> [EXERCISE] Pull out every line containing the string "this".

> [SOURCE RECORDS]

**********

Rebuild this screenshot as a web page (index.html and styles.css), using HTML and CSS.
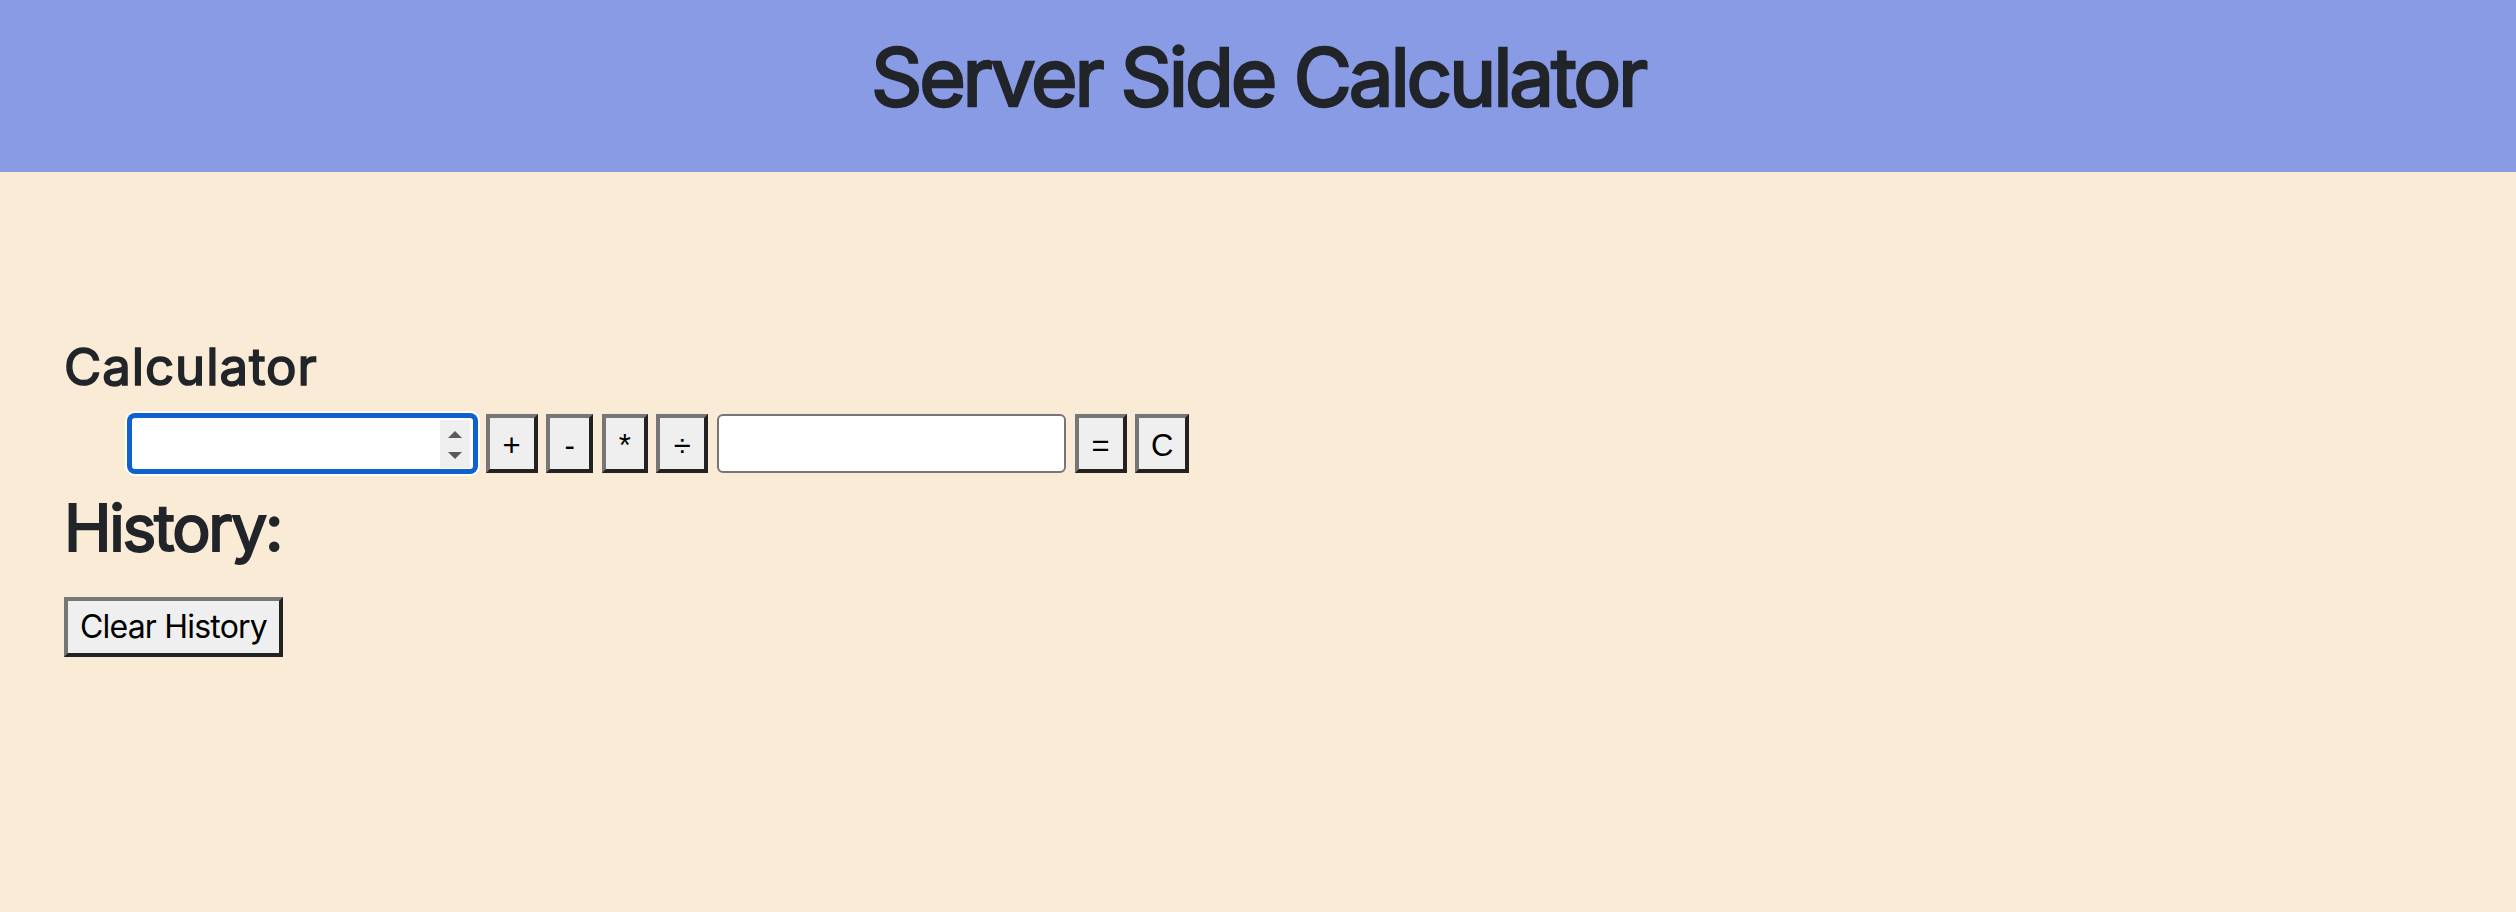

**********

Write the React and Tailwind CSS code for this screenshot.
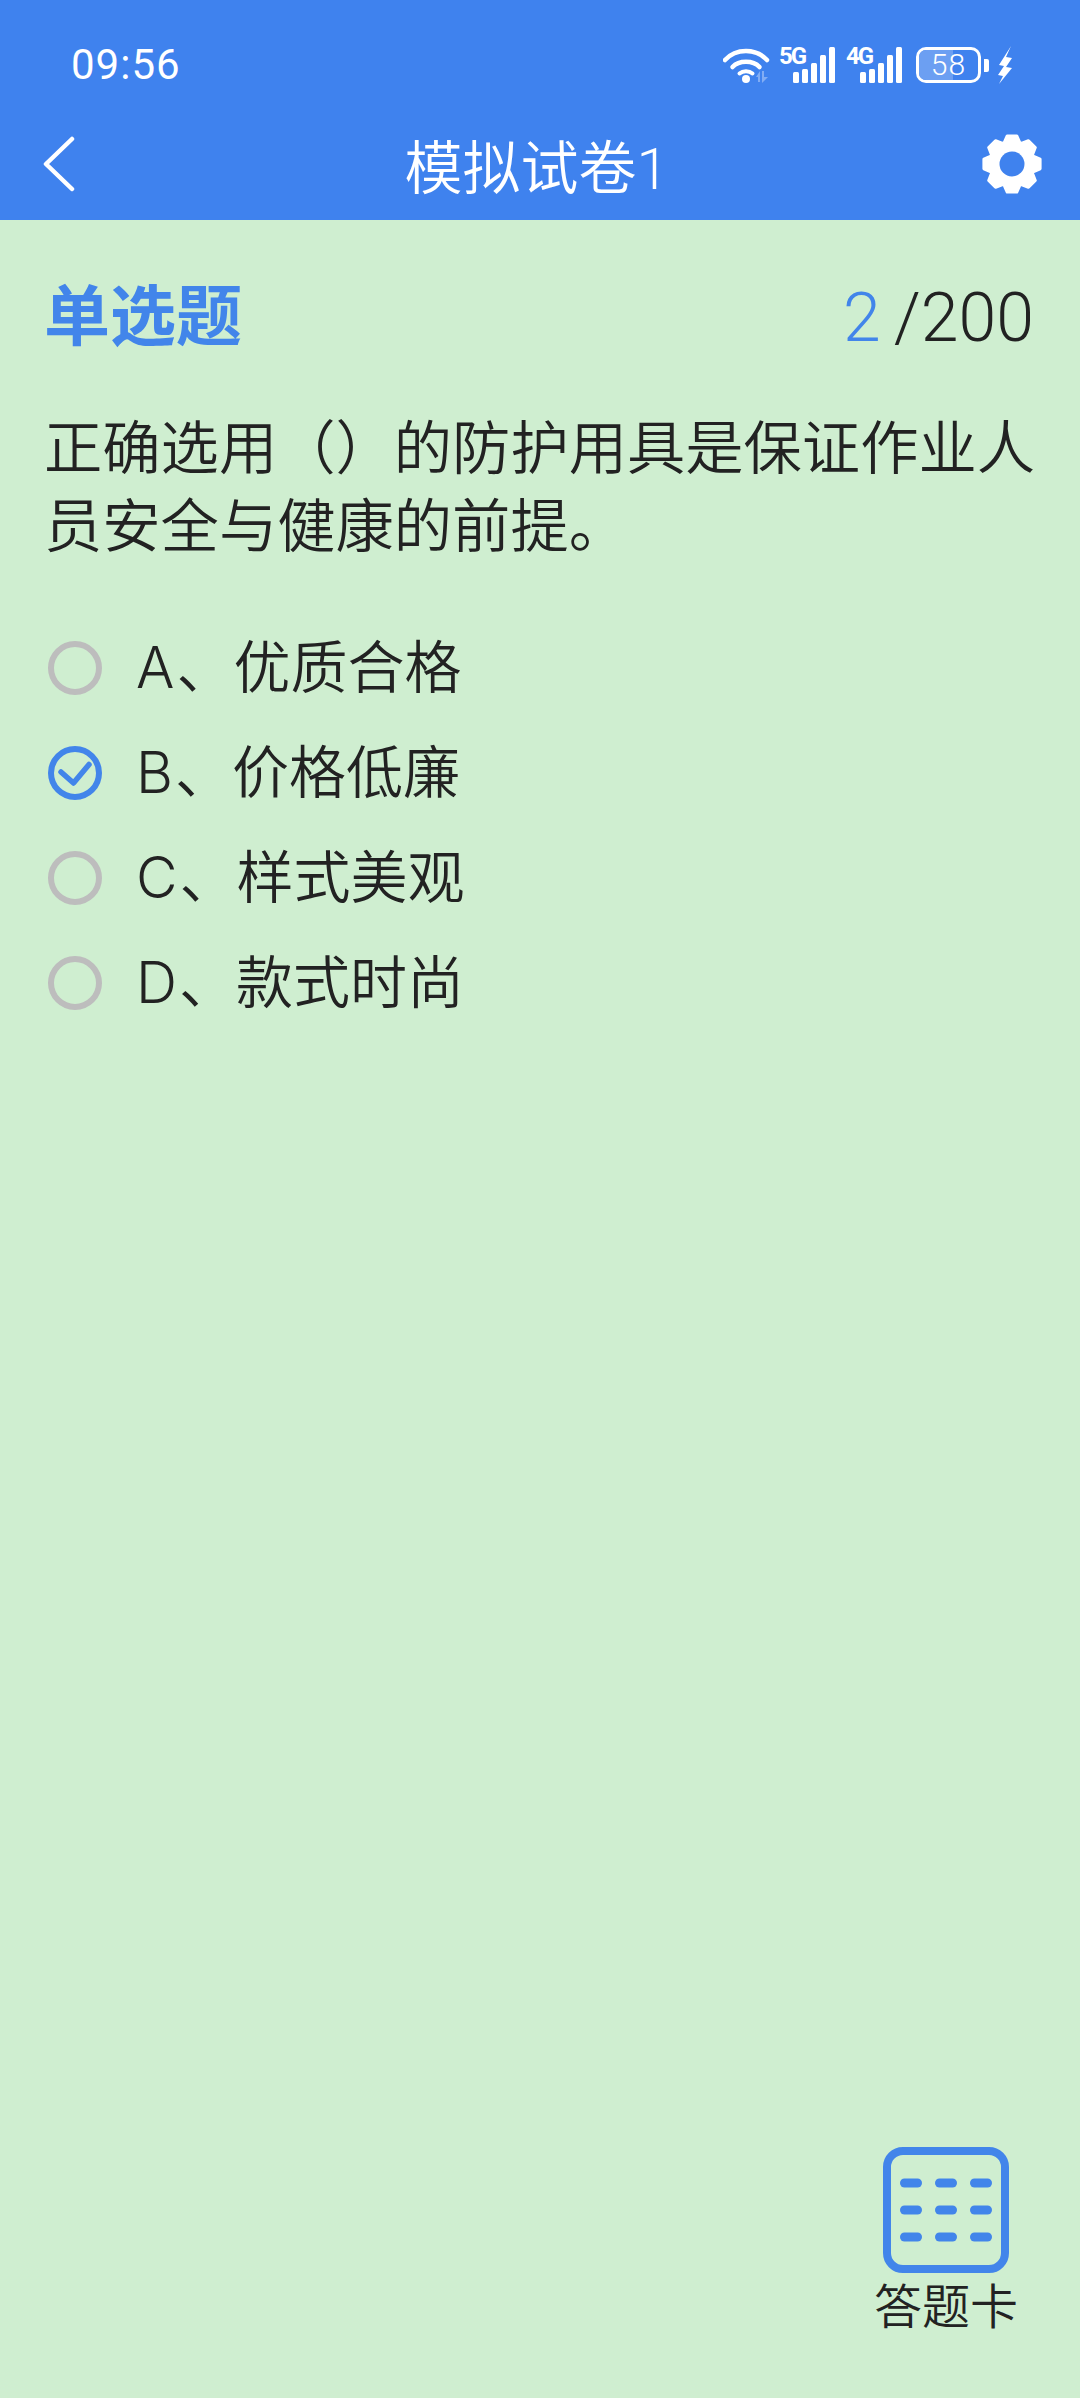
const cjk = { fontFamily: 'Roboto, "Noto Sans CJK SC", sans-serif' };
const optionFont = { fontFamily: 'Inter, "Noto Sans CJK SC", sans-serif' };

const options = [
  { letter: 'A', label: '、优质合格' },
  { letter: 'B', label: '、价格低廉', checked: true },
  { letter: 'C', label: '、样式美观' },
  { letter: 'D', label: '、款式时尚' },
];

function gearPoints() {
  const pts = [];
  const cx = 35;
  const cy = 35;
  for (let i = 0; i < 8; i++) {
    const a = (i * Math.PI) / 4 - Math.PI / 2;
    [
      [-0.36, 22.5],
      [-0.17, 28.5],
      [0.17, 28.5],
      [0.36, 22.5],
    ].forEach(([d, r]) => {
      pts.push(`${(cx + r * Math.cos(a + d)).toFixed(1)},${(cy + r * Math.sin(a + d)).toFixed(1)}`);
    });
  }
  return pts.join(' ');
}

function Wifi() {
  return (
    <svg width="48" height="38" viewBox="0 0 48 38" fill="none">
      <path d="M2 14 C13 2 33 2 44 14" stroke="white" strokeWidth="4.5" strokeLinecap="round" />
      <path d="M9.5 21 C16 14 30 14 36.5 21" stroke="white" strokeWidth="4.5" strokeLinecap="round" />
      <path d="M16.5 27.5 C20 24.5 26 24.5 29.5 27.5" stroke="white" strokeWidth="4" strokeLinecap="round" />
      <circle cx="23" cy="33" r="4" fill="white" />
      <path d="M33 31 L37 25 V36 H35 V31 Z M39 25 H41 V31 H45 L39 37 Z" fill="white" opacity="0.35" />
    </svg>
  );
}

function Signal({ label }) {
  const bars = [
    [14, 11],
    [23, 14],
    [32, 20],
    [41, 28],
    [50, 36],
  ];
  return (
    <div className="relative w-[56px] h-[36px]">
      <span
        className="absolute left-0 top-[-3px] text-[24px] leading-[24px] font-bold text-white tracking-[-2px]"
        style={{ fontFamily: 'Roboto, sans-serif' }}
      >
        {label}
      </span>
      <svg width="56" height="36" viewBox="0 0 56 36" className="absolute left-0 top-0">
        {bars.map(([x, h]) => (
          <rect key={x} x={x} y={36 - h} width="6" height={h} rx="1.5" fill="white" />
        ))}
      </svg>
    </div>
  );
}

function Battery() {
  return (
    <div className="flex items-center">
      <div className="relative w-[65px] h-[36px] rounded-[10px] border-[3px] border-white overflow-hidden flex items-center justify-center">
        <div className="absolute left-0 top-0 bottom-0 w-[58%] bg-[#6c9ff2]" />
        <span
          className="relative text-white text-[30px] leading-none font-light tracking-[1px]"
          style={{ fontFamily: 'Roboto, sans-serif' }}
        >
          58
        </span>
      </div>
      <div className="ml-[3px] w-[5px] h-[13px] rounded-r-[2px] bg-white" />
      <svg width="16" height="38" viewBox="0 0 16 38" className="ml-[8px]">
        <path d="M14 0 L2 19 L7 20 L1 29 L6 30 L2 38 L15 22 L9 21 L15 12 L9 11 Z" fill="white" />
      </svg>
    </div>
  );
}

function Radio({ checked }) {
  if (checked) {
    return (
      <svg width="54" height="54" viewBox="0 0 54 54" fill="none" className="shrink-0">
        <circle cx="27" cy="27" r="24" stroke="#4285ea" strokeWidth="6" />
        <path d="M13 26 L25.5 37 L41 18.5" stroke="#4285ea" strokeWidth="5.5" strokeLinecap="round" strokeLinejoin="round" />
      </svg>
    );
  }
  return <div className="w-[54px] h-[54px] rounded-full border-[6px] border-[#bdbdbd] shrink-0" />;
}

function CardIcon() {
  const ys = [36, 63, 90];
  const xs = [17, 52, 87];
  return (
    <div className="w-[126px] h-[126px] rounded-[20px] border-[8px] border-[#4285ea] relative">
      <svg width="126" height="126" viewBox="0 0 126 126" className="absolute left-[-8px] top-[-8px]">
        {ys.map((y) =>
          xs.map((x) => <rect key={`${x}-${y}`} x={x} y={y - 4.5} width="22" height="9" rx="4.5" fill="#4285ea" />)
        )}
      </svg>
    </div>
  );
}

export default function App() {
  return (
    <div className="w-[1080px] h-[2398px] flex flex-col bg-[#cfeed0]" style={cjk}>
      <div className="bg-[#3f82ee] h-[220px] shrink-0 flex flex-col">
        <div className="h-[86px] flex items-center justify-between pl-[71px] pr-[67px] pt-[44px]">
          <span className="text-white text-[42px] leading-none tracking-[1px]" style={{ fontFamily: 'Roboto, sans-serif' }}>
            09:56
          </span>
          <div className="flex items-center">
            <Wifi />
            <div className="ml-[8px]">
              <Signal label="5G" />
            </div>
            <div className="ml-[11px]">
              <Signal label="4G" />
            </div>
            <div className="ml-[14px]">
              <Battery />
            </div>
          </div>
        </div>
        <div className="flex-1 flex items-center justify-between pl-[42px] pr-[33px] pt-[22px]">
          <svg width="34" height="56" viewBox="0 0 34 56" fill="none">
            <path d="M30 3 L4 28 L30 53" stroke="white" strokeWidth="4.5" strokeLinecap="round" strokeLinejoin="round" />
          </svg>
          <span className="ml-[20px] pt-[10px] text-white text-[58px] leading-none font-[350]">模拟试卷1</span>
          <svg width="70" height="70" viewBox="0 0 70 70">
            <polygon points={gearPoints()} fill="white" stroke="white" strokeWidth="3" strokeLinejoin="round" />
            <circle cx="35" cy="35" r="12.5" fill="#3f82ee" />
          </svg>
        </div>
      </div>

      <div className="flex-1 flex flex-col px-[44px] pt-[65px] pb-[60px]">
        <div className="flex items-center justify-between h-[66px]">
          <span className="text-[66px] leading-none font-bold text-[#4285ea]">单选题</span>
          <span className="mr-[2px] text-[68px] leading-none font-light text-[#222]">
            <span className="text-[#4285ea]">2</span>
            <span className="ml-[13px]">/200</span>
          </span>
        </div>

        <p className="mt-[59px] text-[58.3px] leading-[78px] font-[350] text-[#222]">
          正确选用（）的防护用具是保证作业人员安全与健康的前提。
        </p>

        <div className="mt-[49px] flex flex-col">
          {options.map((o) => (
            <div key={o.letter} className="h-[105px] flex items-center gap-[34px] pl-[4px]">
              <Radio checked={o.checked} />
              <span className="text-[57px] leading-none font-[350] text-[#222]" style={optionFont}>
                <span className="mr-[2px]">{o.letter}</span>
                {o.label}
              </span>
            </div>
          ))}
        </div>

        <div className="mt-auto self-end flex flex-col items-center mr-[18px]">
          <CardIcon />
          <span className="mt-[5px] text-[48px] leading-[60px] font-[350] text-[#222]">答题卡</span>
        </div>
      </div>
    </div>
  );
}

**********

> [EXERCISE RESPONSE]
Rebuild this screenshot as a web page (index.html and styles.css), using HTML and CSS.
Write the React and Tailwind CSS code for this screenshot.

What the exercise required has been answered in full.